I've only been to rebel-controlled parts. I got in through a contact in Mae Sot, the border smuggling town in Thailand.
That's one of my favorite things, making contact with the guerrillas. Do you tell people how you do that? I'm always ashamed, because it's sort of easier than it looks. You just meet the guy who introduces you to the guy who introduces you to the guy.
I know. You want to cloud it in mystery to make it more impressive. People imagine it's like the bar in Star Wars. I once had to wait a week in a Belfast hotel for the IRA to contact me. It was a lovely hotel, and it felt very clandestine.
Did you have any role models for this kind of adventurous life?
It seemed so unlike anything that anybody had ever recommended to me. I'd always been interested in military stuff. I collected toy soldiers. British colonial wars. I was obsessed with the Zulu wars. Three years ago—this is going to sound really geeky—I went to the Zulu battlefields, Isandlwana and Rorke's Drift. I'm so glad I went. I forget what the question was.
That is the question. Where does excitement about the world come from?

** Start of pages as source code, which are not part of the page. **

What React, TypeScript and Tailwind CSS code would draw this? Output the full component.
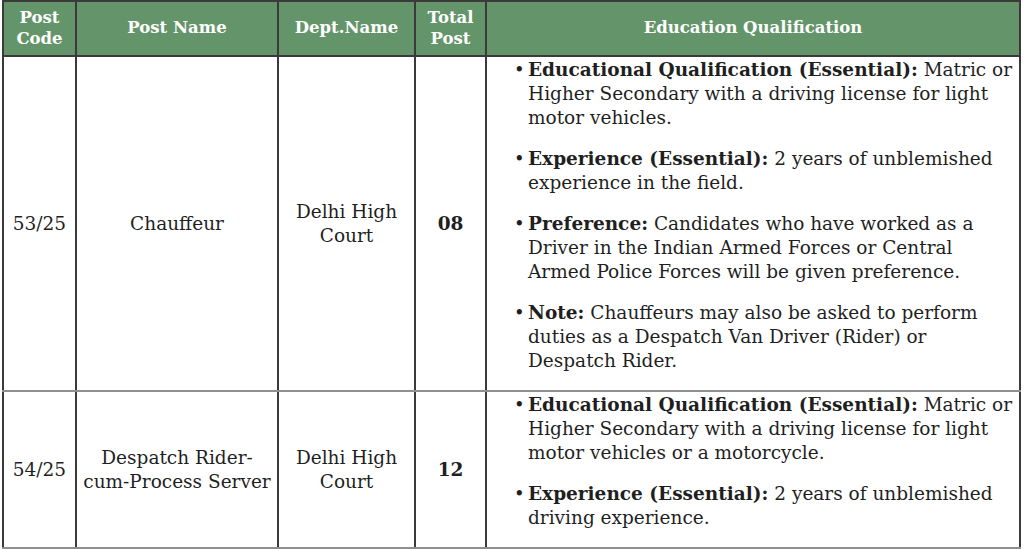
const rows = [
  {
    code: "53/25",
    name: "Chauffeur",
    dept: ["Delhi High", "Court"],
    total: "08",
    items: [
      {
        label: "Educational Qualification (Essential):",
        text: "Matric or Higher Secondary with a driving license for light motor vehicles.",
      },
      {
        label: "Experience (Essential):",
        text: "2 years of unblemished experience in the field.",
      },
      {
        label: "Preference:",
        text: "Candidates who have worked as a Driver in the Indian Armed Forces or Central Armed Police Forces will be given preference.",
      },
      {
        label: "Note:",
        text: "Chauffeurs may also be asked to perform duties as a Despatch Van Driver (Rider) or Despatch Rider.",
      },
    ],
  },
  {
    code: "54/25",
    name: "Despatch Rider-cum-Process Server",
    dept: ["Delhi High", "Court"],
    total: "12",
    items: [
      {
        label: "Educational Qualification (Essential):",
        text: "Matric or Higher Secondary with a driving license for light motor vehicles or a motorcycle.",
      },
      {
        label: "Experience (Essential):",
        text: "2 years of unblemished driving experience.",
      },
    ],
  },
];

export default function App() {
  return (
    <div className="h-[549px] w-[1025px] bg-white pl-[2px] font-['DejaVu_Serif',serif] text-[#1f1f1f]">
      <table className="w-[1019px] table-fixed border-collapse">
        <colgroup>
          <col className="w-[73px]" />
          <col className="w-[202px]" />
          <col className="w-[137px]" />
          <col className="w-[71px]" />
          <col />
        </colgroup>
        <thead>
          <tr className="h-[55px] bg-[#64956a] text-[16.5px] leading-[21px] font-bold text-white">
            <th className="border-2 border-[#3a3a3a] px-1 pb-[2px]">
              Post
              <br />
              Code
            </th>
            <th className="border-2 border-[#3a3a3a] px-1 pb-[2px]">Post Name</th>
            <th className="border-2 border-[#3a3a3a] px-1 pb-[2px]">Dept.Name</th>
            <th className="border-2 border-[#3a3a3a] px-1 pb-[2px]">
              Total
              <br />
              Post
            </th>
            <th className="border-2 border-[#3a3a3a] px-1 pb-[2px]">Education Qualification</th>
          </tr>
        </thead>
        <tbody>
          {rows.map((row) => (
            <tr key={row.code} className="text-[18.5px] leading-[24px]">
              <td className="border-x-2 border-y-2 border-x-[#3a3a3a] border-y-[#8f8f8f] text-center">
                {row.code}
              </td>
              <td className="border-x-2 border-y-2 border-x-[#3a3a3a] border-y-[#8f8f8f] px-[2px] text-center">
                {row.name}
              </td>
              <td className="border-x-2 border-y-2 border-x-[#3a3a3a] border-y-[#8f8f8f] text-center">
                {row.dept[0]}
                <br />
                {row.dept[1]}
              </td>
              <td className="border-x-2 border-y-2 border-x-[#3a3a3a] border-y-[#8f8f8f] text-center font-bold">
                {row.total}
              </td>
              <td className="border-x-2 border-y-2 border-x-[#3a3a3a] border-y-[#8f8f8f] pt-[1px] pr-[2px] pl-[27px]">
                <ul>
                  {row.items.map((it) => (
                    <li key={it.label} className="mb-[17px] flex">
                      <span className="w-[14px] shrink-0 text-[18px]">•</span>
                      <span>
                        <b>{it.label}</b> {it.text}
                      </span>
                    </li>
                  ))}
                </ul>
              </td>
            </tr>
          ))}
        </tbody>
      </table>
    </div>
  );
}
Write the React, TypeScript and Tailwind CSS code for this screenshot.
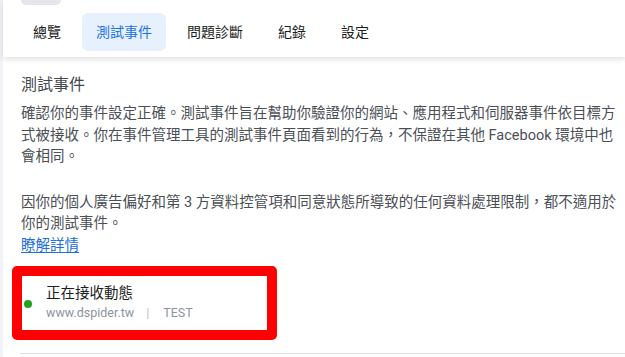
import React from "react";

const font = { fontFamily: 'Roboto, "Noto Sans CJK TC", "Noto Sans CJK JP", sans-serif' };

export default function App() {
  const tabs = ["總覽", "測試事件", "問題診斷", "紀錄", "設定"];
  return (
    <div
      lang="zh-Hant-TW"
      className="w-[625px] h-[357px] overflow-hidden bg-[#f0f2f5] pl-[3px] flex flex-col"
      style={font}
    >
      <div className="relative z-10 bg-white h-[57px] shadow-[0_2px_6px_rgba(0,0,0,0.13)] flex flex-col">
        <div className="ml-[18px] w-[40px] h-[5px] rounded-b-[6px] bg-[#e4e6eb]" />
        <div className="mt-[8px] pl-[16px] flex gap-[7px]">
          {tabs.map((t, i) => (
            <div
              key={t}
              className={
                i === 1
                  ? "h-[38px] px-[14px] rounded-[6px] flex items-center text-[14px] bg-[#e7f0fd] text-[#1b74e4]"
                  : "h-[38px] px-[14px] rounded-[6px] flex items-center text-[14px] text-[#1c1e21]"
              }
            >
              {t}
            </div>
          ))}
        </div>
      </div>
      <div className="flex-1 bg-white pl-[18px] pr-[3px] pt-[18px] flex flex-col">
        <div className="text-[16px] leading-[20px] text-[#444950]">測試事件</div>
        <p className="mt-[8px] text-[14.5px] leading-[21.5px] text-[#4b4f56]">
          確認你的事件設定正確。測試事件旨在幫助你驗證你的網站、應用程式和伺服器事件依目標方式被接收。你在事件管理工具的測試事件頁面看到的行為，不保證在其他 Facebook 環境中也會相同。
        </p>
        <p className="mt-[24px] text-[14.5px] leading-[21.5px] text-[#4b4f56]">
          因你的個人廣告偏好和第 3 方資料控管項和同意狀態所導致的任何資料處理限制，都不適用於你的測試事件。
        </p>
        <a className="self-start text-[14.5px] leading-[21.5px] text-[#216fdb] underline underline-offset-2">
          瞭解詳情
        </a>
        <div className="mt-[10px] -ml-[9px] w-[265px] h-[74px] border-[10px] border-[#ff0000] rounded-[5px] flex items-center pl-[2px]">
          <div className="w-[8px] h-[8px] rounded-full bg-[#1fa51f] mt-[2px]" />
          <div className="ml-[14px] flex flex-col">
            <div className="text-[14.5px] leading-[20px] text-[#1c1e21]">正在接收動態</div>
            <div className="text-[12.5px] leading-[18px] text-[#8d949e] flex">
              <span>www.dspider.tw</span>
              <span className="ml-[12px] mr-[14px] text-[#bcc0c4]">|</span>
              <span>TEST</span>
            </div>
          </div>
        </div>
        <div className="mt-[13px] -ml-[1px] -mr-[3px] h-px bg-[#dadde1]" />
      </div>
    </div>
  );
}
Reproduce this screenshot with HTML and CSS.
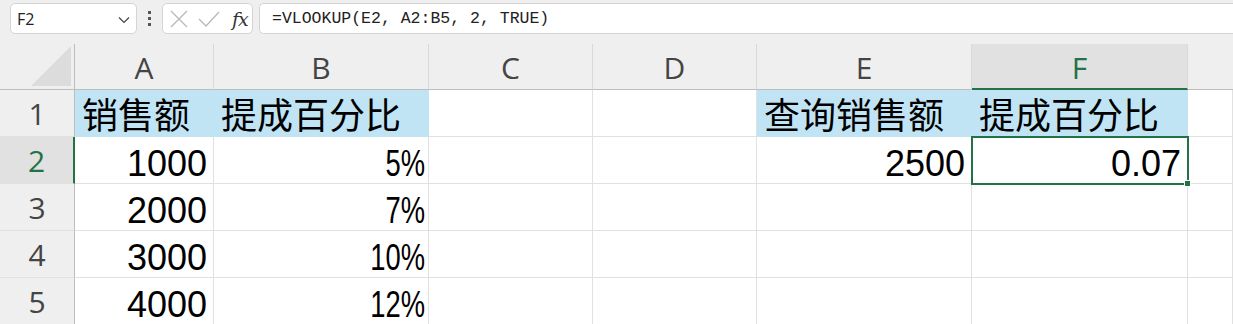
FILE: index.html
```html
<!DOCTYPE html>
<html lang="zh-CN">
<head>
    <meta charset="UTF-8">
    <title>VLOOKUP 提成百分比</title>
    <link rel="stylesheet" href="styles.css">
</head>
<body>
    <div class="toolbar">
        <div class="name-box">
            <span>F2</span>
            <svg class="chevron" width="12" height="8" viewBox="0 0 12 8"><path d="M1 1.5 L6 6.5 L11 1.5" fill="none" stroke="#444" stroke-width="1.2"/></svg>
        </div>
        <div class="grip"><i></i><i></i><i></i></div>
        <div class="fx-box">
            <svg width="18" height="18" viewBox="0 0 18 18"><path d="M1 1 L17 17 M17 1 L1 17" stroke="#b8b8b8" stroke-width="1.3"/></svg>
            <svg width="22" height="16" viewBox="0 0 22 16"><path d="M1 8 L8 15 L21 1" fill="none" stroke="#b8b8b8" stroke-width="1.3"/></svg>
            <span class="fx">fx</span>
        </div>
        <div class="formula">=VLOOKUP(E2, A2:B5, 2, TRUE)</div>
    </div>

    <div class="sheet">
        <div class="corner"><span class="tri"></span></div>
        <div class="col-head">A</div>
        <div class="col-head">B</div>
        <div class="col-head">C</div>
        <div class="col-head">D</div>
        <div class="col-head">E</div>
        <div class="col-head active">F</div>
        <div class="col-head last"></div>

        <div class="row-head">1</div>
        <div class="cell fill">销售额</div>
        <div class="cell fill">提成百分比</div>
        <div class="cell"></div>
        <div class="cell"></div>
        <div class="cell fill">查询销售额</div>
        <div class="cell fill">提成百分比</div>
        <div class="cell"></div>

        <div class="row-head active">2</div>
        <div class="cell num">1000</div>
        <div class="cell num pct-cell"><span class="pct">5%</span></div>
        <div class="cell"></div>
        <div class="cell"></div>
        <div class="cell num">2500</div>
        <div class="cell num selected">0.07<span class="handle"></span></div>
        <div class="cell"></div>

        <div class="row-head">3</div>
        <div class="cell num">2000</div>
        <div class="cell num pct-cell"><span class="pct">7%</span></div>
        <div class="cell"></div>
        <div class="cell"></div>
        <div class="cell"></div>
        <div class="cell"></div>
        <div class="cell"></div>

        <div class="row-head">4</div>
        <div class="cell num">3000</div>
        <div class="cell num pct-cell"><span class="pct">10%</span></div>
        <div class="cell"></div>
        <div class="cell"></div>
        <div class="cell"></div>
        <div class="cell"></div>
        <div class="cell"></div>

        <div class="row-head">5</div>
        <div class="cell num">4000</div>
        <div class="cell num pct-cell"><span class="pct">12%</span></div>
        <div class="cell"></div>
        <div class="cell"></div>
        <div class="cell"></div>
        <div class="cell"></div>
        <div class="cell"></div>
    </div>
</body>
</html>
```

FILE: styles.css
```css
* { box-sizing: border-box; }
body { margin: 0; background: #efefef; font-family: "Liberation Sans", "Noto Sans CJK SC", sans-serif; overflow: hidden; }

/* formula bar */
.toolbar { height: 44px; display: flex; align-items: flex-start; padding: 3px 0 0 10px; }
.name-box { width: 127px; height: 31px; background: #fff; border: 1px solid #d4d4d4; border-radius: 5px; display: flex; align-items: center; justify-content: space-between; padding: 0 6px 0 6px; font-family: "Open Sans", sans-serif; font-size: 16px; color: #222; }
.chevron { margin-top: 2px; }
.grip { width: 25px; height: 31px; display: flex; flex-direction: column; align-items: center; justify-content: center; gap: 3px; }
.grip i { display: block; width: 3px; height: 3px; background: #555; }
.fx-box { width: 91px; height: 31px; background: #fff; border: 1px solid #d4d4d4; border-radius: 5px; display: flex; align-items: center; padding: 0 0 0 7px; gap: 10px; }
.fx { font-family: "DejaVu Serif", "Liberation Serif", serif; font-style: italic; font-size: 19px; color: #333; margin-left: 2px; letter-spacing: -1px; }
.formula { flex: 1; height: 31px; margin-left: 6px; background: #fff; border: 1px solid #d4d4d4; border-right: none; border-radius: 5px 0 0 5px; padding: 0 0 0 12px; font-family: "Liberation Mono", "DejaVu Sans Mono", monospace; font-size: 16.5px; line-height: 29px; color: #222; }

/* grid */
.sheet { display: grid; grid-template-columns: 75px 139px 215px 164px 164px 215px 216px 1fr; grid-template-rows: 46px repeat(5, 47px); }
.corner { position: relative; border-right: 1px solid #bdbdbd; border-bottom: 1px solid #bdbdbd; }
.corner .tri { position: absolute; right: 3px; bottom: 3px; width: 40px; height: 40px; background: #dcdcdc; clip-path: polygon(100% 0, 100% 100%, 0 100%); }
.col-head { display: flex; align-items: center; justify-content: center; font-family: "Open Sans", sans-serif; font-size: 30px; color: #444; border-bottom: 1px solid #bdbdbd; border-right: 1px solid #d9d9d9; padding-top: 2px; }
.col-head.active { background: #e1e1e1; color: #217346; border-bottom: 2px solid #217346; padding-top: 3px; }
.col-head.last { border-right: none; }
.row-head { display: flex; align-items: center; justify-content: center; font-family: "Open Sans", sans-serif; font-size: 30px; color: #444; border-right: 1px solid #bdbdbd; border-bottom: 1px solid #e0e0e0; padding-top: 1px; }
.row-head.active { background: #e1e1e1; color: #217346; border-right: 2px solid #217346; }

.cell { position: relative; background: #fff; border-right: 1px solid #e1e1e1; border-bottom: 1px solid #e1e1e1; font-size: 36px; line-height: 1; color: #000; display: flex; align-items: flex-end; padding: 0 6px 1px 7px; white-space: nowrap; }
.cell.num { justify-content: flex-end; }
.cell.pct-cell { padding-right: 3px; }
.cell.fill { background: #c1e4f5; border-color: #c1e4f5; }
.cell.selected { outline: 2px solid #217346; outline-offset: -1px; z-index: 2; }
.pct { display: inline-block; transform: scaleX(0.76); transform-origin: right bottom; }
.handle { position: absolute; right: -4px; bottom: -4px; width: 7px; height: 7px; background: #217346; border: 1px solid #fff; }
```
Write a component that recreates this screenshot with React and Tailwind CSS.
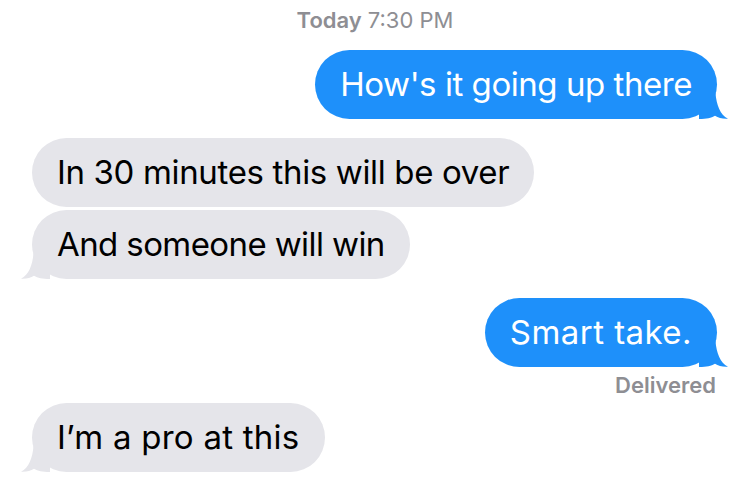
import React from "react";

const FONT = { fontFamily: 'Inter, "Noto Sans", Roboto, sans-serif' };

function Tail({ side }) {
  const isRight = side === "right";
  return (
    <svg
      width="30"
      height="26"
      viewBox="0 0 30 26"
      className={
        isRight
          ? "absolute -right-[12px] bottom-0"
          : "absolute -left-[12px] bottom-0 -scale-x-100"
      }
    >
      <path
        d="M0 0 L16.5 0 C17.5 12 21 21.5 29 25.8 C23.5 26.2 19.5 24.8 16 22.8 C12 25 8 26 0 26 Z"
        fill={isRight ? "#1e90fa" : "#e5e5ea"}
      />
    </svg>
  );
}

function Bubble({ side, text, tail, className = "", tracking = "tracking-[-0.45px]" }) {
  const isRight = side === "right";
  return (
    <div className={`flex ${isRight ? "justify-end pr-[33px]" : "justify-start pl-[32px]"} ${className}`}>
      <div
        className={`relative h-[69px] rounded-full flex items-center px-[25px] text-[33px] leading-none whitespace-nowrap ${tracking} ${
          isRight ? "bg-[#1e90fa] text-white" : "bg-[#e5e5ea] text-black"
        }`}
      >
        {tail && <Tail side={side} />}
        <span className="relative">{text}</span>
      </div>
    </div>
  );
}

export default function App() {
  return (
    <div className="w-[750px] h-[479px] bg-white overflow-hidden flex flex-col" style={FONT}>
      <div className="h-[38px] flex items-center justify-center text-[22px] text-[#8e8e93] pt-[2px]">
        <span className="font-semibold">Today</span>
        <span className="ml-[6px]">7:30 PM</span>
      </div>
      <Bubble side="right" text="How's it going up there" tail className="mt-[12px]" />
      <Bubble side="left" text="In 30 minutes this will be over" className="mt-[19px]" tracking="tracking-[-0.35px]" />
      <Bubble side="left" text="And someone will win" tail className="mt-[3px]" tracking="tracking-[-0.6px]" />
      <Bubble side="right" text="Smart take." tail className="mt-[19px]" tracking="tracking-[0.45px]" />
      <div className="flex justify-end pr-[34px] h-[36px] items-center text-[22px] font-semibold text-[#8e8e93]">
        Delivered
      </div>
      <Bubble side="left" text="I’m a pro at this" tail tracking="tracking-[0.25px]" />
    </div>
  );
}
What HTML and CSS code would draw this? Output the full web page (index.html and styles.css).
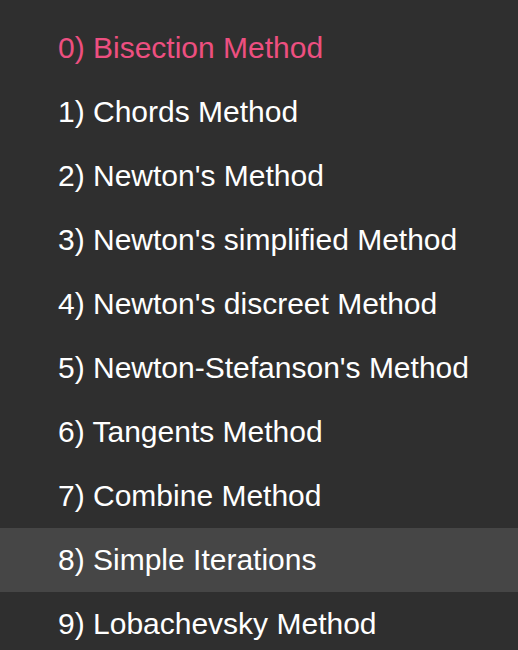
FILE: index.html
```html
<!DOCTYPE html>
<html lang="en">
<head>
<meta charset="utf-8">
<title>Methods</title>
<link rel="stylesheet" href="styles.css">
</head>
<body>
<ul class="menu">
  <li class="item active">0) Bisection Method</li>
  <li class="item">1) Chords Method</li>
  <li class="item">2) Newton's Method</li>
  <li class="item">3) Newton's simplified Method</li>
  <li class="item">4) Newton's discreet Method</li>
  <li class="item">5) Newton-Stefanson's Method</li>
  <li class="item">6) Tangents Method</li>
  <li class="item">7) Combine Method</li>
  <li class="item hover">8) Simple Iterations</li>
  <li class="item">9) Lobachevsky Method</li>
</ul>
</body>
</html>
```
FILE: styles.css
```css
html, body {
  margin: 0;
  padding: 0;
  background: #2f2f2f;
  height: 100%;
  overflow: hidden;
}
.menu {
  list-style: none;
  margin: 0;
  padding: 16px 0 0 0;
  font-family: "Liberation Sans", Arial, sans-serif;
  font-size: 30px;
}
.item {
  height: 64px;
  line-height: 63px;
  padding-left: 58px;
  color: #ffffff;
  white-space: nowrap;
}
.item.active {
  color: #ed4f80;
}
.item.hover {
  background: #464646;
}
```
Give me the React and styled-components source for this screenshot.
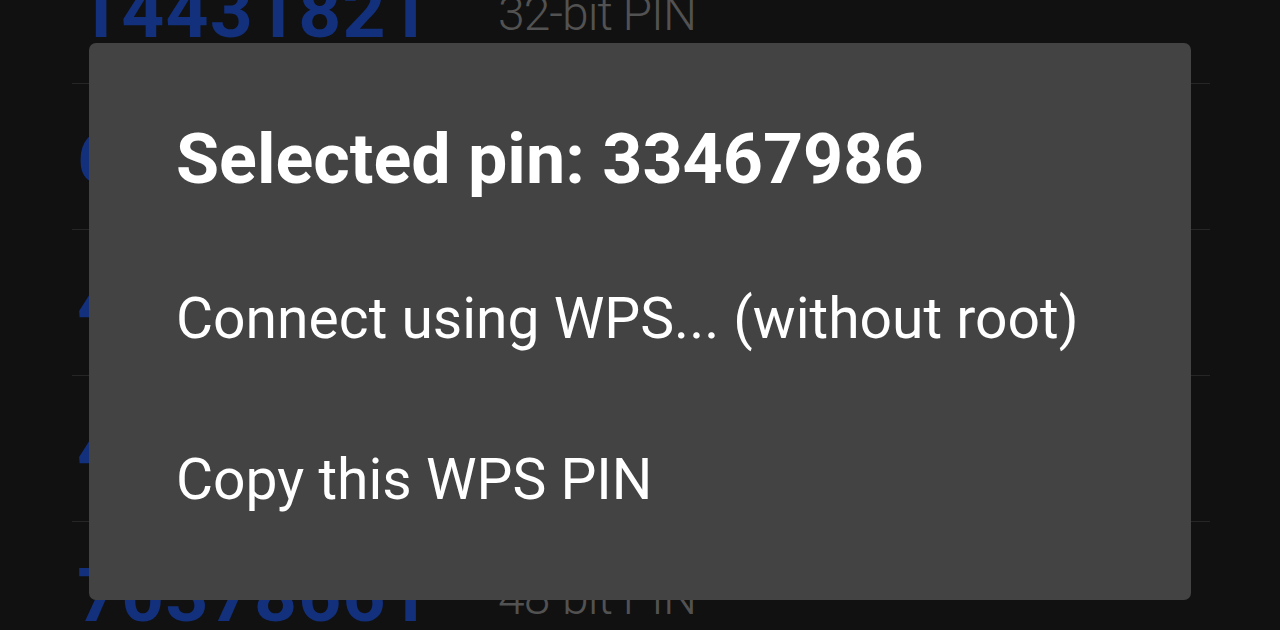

I was interested in obscure wars that nobody cared about, just as now I'm interested in obscure stories that people aren't telling. There is something in the fact that people in these places are experiencing oftentimes horrific things, and nobody knows of their struggle. I find that particularly galling, or upsetting. At the very least I think people should go there, at least through television.
Do you ever have trouble coming back to New York?
Yeah. It's very strange coming back. Now I'm used to the dichotomy of it. But it was really hard in the beginning. When I first started going to Sarajevo in '93, '94, the height of the war there, coming back I kept trying to picture how New York would fare if the Bronx, Brooklyn, and Staten Island were full of Serbs lobbing shells into Manhattan. It doesn't take long for everything to break down. It doesn't take long for people to change, for one's heart to harden and for the dark stuff which is in all of us to come to the fore. Once the electricity goes out, and the lights go out, and the air-conditioning stops working, or you get really cold, it doesn't take long until you start killing one another. I would always wonder, like, in New York how would that play out?
Did you get bitter about life here?
Not bitter, just more confused. It made it harder to fit in. I stopped going to parties. I remember coming back from Rwanda during the genocide, and going directly to a dinner party and not being able to converse with anyone. I just had nothing to say. I remember being very negative: They were talking about stupid stuff. But you can't exist like that forever. You have to come to some sort of understanding in your own head.
What's the understanding?
It's just that all of this is contained in the same world and probably always will be, and that it's OK. It is the way it is. You can knock your head against the wall asking why something has happened. At a certain point you get to a place where there isn't any why. You just stop asking the why. And even in the midst of horror and sadness, there are great acts of compassion and kindness, there are acts of great joy, there is life... I do think television can change things, make some things better, and not in a grand "save the world" kind of way. But you can tell stories that change the world. It's the only thing I know how to do, frankly.
You sound almost optimistic.
Yeah, I am. There's no reason not to be. It's a privilege to go to these places, to walk into someone's home, turn your camera on, and tell their story, and to be trusted with that. It's not my job to be optimistic or pessimistic; it's my job to be there. How could I not go there, how could I not do that? Shame on me if I didn't.